I thought of my friends and other secretaries in the past with PhDs, I felt so happy and proud of their successes such as owning many books representing knowledge and their achievements. But yet, in the same city, if you are labelled as poor, you are viewed a different class in which the consequences are so much injustice. Perhaps it is a horrific crime to take someone’s home away and leave them in the freezing cold.
As a matter of fact that is the first thing he said to me this morning, ‘ABBAS I am cold, do you have a blanket for me?’
I think about governments and their policies around the world and I realize that they do not understand the social aspects of the poorest of the poor, after all they study politics not human values. Not only does the government not have the right understanding, theory or experience to serve the poor but they serve them with punishment.
This is the homeless doctor’s perspective On the Merits of Service for humanity and the poorest of the poor, written and given to me by the Professor last year.
On the Merits of Service
In the long struggle of man for meaning in Life and the quest to make sense of his universe and the riddle of the unknown, he has been through the long pitfalls of trial and error. All those treasures (and also miseries) that resulted from that ancient odyssey that is still on going are stored in the collective memory of mankind and in the books of history.
At times we learn from that memory. We also draw lessons from those historical milestones of the past. But alas, many a time, we have been condemned by our immaturity and folly to repeat patterns of dismay and get relegated to the task of suffering from past errors and the repetition of past mistakes. Much of this human trauma has to do with the obstinacy to learn and also from the base instincts of selfishness and the de-humanization of the others.
In the relationship of man with his fellow humans there is no better guarantee to peace and tranquility than Peace. Such a peace emanates from the soul of man. It gives the person the contentment to live with one’s self in a relationship of self-respect that is clean from conflict. And then comes the relationship with the others. It is Peace that is key to the harmony of human society.
If you, nevertheless, look around you in the management of our organized society you will notice that much is spent in wealth and time, in energy and thinking, on the issues of war and defense rather than in breaking the fences that separate people and the spreading of the message of love, cooperation, and solidarity. The concord in the relationship of I-and-Thou that is to be built on the sound foundation of amity, of concern for one another, of cooperation, and brotherhood, is turned to a hellish drama of strife, fear, suspicion, competition, cruelty, domination, and conflict.
We have been taught otherwise by all the great souls that have walked on this planet since times immemorial. All the sages and all the great spiritual schools and religions are of one mind in the sterling quality and superiority of love over all other sentiments. That is patent guarantee of our salvation and our happiness. And that is written in the most ancient of papyri and in the letter of the logos and the transcendental messages of the great religions.

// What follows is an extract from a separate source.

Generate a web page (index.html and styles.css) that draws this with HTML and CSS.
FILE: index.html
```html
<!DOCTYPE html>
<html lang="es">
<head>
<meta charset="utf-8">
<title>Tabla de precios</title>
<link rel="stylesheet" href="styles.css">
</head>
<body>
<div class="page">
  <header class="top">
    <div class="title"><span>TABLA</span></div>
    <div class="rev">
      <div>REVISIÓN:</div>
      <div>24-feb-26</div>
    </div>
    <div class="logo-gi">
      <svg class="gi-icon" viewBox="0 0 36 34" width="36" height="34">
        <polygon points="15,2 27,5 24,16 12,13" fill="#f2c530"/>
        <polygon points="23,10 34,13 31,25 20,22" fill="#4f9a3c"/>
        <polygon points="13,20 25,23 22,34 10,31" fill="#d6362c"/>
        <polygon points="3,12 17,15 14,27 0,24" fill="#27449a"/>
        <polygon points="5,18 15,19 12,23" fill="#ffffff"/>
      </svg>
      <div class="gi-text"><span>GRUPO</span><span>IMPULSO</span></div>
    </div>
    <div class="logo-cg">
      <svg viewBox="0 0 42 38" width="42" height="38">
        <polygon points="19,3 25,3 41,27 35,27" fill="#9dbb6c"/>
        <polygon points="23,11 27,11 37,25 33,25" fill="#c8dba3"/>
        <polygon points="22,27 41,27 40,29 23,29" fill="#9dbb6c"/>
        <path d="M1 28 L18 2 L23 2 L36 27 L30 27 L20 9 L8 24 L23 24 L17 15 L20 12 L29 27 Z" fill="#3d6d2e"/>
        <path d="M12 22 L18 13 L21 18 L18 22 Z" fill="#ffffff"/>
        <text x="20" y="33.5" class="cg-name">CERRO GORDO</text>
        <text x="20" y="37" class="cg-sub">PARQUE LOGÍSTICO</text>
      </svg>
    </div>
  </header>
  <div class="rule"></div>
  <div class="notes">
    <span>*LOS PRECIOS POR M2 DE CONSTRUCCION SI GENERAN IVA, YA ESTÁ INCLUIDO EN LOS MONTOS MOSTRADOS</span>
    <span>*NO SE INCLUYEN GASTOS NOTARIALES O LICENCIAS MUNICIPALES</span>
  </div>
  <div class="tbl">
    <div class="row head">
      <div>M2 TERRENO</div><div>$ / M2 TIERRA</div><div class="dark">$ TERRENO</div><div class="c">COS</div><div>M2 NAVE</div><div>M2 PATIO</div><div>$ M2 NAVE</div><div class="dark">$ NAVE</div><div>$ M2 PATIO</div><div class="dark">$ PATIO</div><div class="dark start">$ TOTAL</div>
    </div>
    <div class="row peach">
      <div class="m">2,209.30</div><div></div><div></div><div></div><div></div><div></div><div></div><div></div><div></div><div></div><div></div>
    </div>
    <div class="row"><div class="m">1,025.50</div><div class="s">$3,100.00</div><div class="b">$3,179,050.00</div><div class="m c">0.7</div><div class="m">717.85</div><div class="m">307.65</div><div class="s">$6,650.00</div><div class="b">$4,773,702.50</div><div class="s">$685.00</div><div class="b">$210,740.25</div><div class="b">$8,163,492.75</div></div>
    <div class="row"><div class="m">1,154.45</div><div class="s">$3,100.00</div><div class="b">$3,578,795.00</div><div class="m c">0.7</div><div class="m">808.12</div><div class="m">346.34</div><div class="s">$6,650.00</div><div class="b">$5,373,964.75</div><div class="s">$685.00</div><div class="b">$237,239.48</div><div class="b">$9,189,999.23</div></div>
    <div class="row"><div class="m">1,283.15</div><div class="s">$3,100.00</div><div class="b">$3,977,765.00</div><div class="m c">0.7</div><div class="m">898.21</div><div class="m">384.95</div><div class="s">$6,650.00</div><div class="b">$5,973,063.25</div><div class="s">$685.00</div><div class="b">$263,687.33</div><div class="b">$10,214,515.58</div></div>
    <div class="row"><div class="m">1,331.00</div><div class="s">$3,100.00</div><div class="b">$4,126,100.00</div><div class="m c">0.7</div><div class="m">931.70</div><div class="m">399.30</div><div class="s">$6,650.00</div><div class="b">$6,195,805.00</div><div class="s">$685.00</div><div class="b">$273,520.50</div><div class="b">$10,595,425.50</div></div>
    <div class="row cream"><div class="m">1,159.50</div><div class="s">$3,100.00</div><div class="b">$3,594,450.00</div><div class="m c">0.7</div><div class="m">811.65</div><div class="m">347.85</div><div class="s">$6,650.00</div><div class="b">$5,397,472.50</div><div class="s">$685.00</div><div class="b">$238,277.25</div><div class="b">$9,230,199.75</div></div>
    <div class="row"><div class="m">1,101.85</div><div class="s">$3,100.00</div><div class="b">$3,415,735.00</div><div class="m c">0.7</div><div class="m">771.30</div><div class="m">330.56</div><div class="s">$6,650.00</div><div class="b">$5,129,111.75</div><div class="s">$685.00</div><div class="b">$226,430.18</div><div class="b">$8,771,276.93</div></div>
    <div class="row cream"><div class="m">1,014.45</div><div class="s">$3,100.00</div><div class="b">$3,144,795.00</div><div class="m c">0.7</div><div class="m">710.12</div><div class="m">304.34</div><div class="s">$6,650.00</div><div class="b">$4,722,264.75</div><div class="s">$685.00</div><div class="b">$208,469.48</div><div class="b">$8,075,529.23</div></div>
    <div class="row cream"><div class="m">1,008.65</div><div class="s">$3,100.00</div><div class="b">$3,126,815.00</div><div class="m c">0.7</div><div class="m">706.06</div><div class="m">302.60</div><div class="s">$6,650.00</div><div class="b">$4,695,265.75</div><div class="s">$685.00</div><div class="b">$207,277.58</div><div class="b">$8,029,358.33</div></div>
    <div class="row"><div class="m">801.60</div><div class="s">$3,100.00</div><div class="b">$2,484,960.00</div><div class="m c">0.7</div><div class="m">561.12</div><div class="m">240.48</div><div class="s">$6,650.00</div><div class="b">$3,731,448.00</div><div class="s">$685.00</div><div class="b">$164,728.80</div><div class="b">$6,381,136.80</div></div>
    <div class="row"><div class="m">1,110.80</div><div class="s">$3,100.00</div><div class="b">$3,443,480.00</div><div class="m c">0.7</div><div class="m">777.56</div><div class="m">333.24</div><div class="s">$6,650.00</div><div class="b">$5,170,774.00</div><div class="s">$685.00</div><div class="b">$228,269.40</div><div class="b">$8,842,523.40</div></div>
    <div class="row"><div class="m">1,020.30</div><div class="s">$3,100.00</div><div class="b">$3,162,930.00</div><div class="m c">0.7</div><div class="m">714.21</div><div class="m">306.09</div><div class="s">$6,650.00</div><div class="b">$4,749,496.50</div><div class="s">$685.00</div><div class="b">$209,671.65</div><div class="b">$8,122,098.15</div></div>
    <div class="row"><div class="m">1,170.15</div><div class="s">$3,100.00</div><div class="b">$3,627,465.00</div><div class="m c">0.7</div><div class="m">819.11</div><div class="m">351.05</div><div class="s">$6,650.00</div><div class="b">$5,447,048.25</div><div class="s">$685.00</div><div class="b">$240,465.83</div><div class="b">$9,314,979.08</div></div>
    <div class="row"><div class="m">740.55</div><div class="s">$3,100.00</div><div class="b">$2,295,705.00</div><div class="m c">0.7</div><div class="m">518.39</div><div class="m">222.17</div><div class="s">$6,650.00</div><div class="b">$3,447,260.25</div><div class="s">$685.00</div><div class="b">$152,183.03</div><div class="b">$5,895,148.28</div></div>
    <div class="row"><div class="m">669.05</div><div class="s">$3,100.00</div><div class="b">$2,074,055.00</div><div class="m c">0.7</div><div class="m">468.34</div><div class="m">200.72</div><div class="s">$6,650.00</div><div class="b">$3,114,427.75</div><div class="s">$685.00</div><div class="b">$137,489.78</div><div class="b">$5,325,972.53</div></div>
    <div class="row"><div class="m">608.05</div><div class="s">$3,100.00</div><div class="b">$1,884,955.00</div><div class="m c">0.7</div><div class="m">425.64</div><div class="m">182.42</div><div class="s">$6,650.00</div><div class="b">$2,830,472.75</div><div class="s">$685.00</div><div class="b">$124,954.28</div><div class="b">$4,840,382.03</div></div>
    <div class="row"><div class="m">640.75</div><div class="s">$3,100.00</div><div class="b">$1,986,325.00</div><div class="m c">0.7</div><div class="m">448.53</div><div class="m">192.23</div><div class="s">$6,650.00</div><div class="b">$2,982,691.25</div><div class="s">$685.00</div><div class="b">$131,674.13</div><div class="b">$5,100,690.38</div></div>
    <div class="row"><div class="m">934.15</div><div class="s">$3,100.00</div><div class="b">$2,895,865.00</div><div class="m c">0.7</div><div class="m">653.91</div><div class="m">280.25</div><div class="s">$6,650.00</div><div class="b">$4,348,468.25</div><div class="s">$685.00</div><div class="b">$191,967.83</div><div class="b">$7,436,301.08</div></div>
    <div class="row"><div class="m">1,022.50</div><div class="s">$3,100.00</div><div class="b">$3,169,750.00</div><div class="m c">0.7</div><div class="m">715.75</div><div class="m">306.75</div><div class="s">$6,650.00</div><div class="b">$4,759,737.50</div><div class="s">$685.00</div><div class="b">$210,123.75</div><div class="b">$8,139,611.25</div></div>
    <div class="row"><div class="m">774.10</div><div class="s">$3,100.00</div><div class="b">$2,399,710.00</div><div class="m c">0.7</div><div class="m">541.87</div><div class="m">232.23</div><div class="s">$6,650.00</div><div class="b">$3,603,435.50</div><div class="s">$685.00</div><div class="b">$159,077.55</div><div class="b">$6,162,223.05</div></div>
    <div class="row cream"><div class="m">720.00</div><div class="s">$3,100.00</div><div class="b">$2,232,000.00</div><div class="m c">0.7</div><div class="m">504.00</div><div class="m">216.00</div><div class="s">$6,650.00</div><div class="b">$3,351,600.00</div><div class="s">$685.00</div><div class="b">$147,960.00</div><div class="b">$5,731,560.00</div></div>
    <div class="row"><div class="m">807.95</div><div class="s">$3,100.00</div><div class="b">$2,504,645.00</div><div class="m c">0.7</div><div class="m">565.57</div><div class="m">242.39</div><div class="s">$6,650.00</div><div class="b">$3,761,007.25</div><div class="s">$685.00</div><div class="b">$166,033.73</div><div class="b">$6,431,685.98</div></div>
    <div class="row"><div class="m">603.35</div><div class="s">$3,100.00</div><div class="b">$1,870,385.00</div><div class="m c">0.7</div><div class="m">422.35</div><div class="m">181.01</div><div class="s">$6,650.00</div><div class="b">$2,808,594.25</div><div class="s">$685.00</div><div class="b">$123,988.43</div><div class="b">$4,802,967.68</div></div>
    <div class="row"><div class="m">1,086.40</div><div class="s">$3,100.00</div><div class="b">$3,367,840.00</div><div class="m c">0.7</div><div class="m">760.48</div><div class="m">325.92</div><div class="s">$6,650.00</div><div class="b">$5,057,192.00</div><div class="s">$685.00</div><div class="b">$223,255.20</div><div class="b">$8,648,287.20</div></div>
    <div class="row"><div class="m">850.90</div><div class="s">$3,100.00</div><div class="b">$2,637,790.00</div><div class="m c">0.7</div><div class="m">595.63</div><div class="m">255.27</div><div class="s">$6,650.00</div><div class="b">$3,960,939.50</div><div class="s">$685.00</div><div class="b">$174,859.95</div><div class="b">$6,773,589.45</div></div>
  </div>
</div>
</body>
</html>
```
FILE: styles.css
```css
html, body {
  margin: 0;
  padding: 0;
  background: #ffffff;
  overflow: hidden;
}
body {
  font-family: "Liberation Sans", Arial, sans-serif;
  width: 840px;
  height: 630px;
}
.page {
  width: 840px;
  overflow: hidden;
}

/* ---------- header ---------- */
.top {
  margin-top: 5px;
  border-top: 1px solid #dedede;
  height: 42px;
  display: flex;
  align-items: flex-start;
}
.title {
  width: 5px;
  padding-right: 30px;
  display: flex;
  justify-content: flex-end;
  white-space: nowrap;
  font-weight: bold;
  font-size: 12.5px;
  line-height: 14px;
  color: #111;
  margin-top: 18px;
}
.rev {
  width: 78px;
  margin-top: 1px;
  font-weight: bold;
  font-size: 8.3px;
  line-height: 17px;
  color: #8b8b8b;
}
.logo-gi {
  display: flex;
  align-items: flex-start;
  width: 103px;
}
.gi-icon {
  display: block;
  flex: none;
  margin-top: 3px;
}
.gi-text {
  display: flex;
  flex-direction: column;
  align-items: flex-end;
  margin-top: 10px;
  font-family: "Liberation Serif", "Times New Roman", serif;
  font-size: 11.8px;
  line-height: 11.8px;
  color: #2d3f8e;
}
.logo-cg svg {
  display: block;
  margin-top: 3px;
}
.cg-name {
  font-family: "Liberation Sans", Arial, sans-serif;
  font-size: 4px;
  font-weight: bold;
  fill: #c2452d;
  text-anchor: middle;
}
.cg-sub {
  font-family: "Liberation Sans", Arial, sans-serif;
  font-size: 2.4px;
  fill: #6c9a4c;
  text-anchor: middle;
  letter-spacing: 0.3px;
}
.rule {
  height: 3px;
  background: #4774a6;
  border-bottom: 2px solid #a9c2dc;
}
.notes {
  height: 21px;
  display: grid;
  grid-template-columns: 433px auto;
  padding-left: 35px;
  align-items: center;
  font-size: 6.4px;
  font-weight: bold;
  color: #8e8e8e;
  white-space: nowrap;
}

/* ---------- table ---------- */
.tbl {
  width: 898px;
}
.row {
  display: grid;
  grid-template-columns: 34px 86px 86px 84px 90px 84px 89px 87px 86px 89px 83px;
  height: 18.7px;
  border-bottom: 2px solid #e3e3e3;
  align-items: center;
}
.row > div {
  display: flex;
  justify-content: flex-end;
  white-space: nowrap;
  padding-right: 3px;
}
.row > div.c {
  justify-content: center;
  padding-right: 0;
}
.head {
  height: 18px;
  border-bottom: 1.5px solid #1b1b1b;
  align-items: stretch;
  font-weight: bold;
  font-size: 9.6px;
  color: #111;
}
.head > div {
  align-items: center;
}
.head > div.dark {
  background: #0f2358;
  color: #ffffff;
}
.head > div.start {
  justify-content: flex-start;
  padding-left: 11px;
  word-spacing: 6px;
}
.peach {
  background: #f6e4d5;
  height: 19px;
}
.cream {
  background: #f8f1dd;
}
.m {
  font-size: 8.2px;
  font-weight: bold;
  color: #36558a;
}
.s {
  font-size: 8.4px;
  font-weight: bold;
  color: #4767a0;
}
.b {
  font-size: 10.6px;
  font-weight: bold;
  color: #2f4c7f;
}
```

If faith gives man endurance, if hope enables us to cope with the cataclysms of life, it is love only that is forever abiding and that ever remains to be a fresh fountain-head of peace, progress, and, yes, prosperity. Love builds. Love elevates. Love empowers. And also love has a natural quality, which is one of the secrets of its perennial life end evergreen beauty. That is the characteristic of giving.
While all else consumes, love supplies. While all else demands, love gives. While all else is ephemeral, love is permanent and ever steady. It is the gateway to salvation. It is the door to peace. I always liked the quotation from Mother Teresa when she said, “Peace begins with a smile.”
That smile is the spark of love, of friendship, of peace. It is no wonder that erstwhile atheistic yet humanistic schools of philosophy such as existentialism would bear witness to such a fact. The philosopher Jean-Paul Sartre, actively engaged in social work and world peace into his old age is famed for saying that all we have, we owe it to others, to the people. Therefore, we have to serve others; we have to serve the people.
Service is the locomotive in which love travels. In the service of others, in our empathy to those who have different outlooks, in our sympathy and active help to those who are less advantaged than ourselves, we are opening the gates of heaven to our souls, and also to their souls. We are singing the hymn of the brotherhood of the human family. We also exhibit a power and an ability that conquers hate, that transcends the self, that obliterates indifferences. By service we are building bridges to others to travel in peace into the community of the soul of humanity. We are also building bridges to our creator and our higher self that gives us gratification and a deep sense of accomplishment.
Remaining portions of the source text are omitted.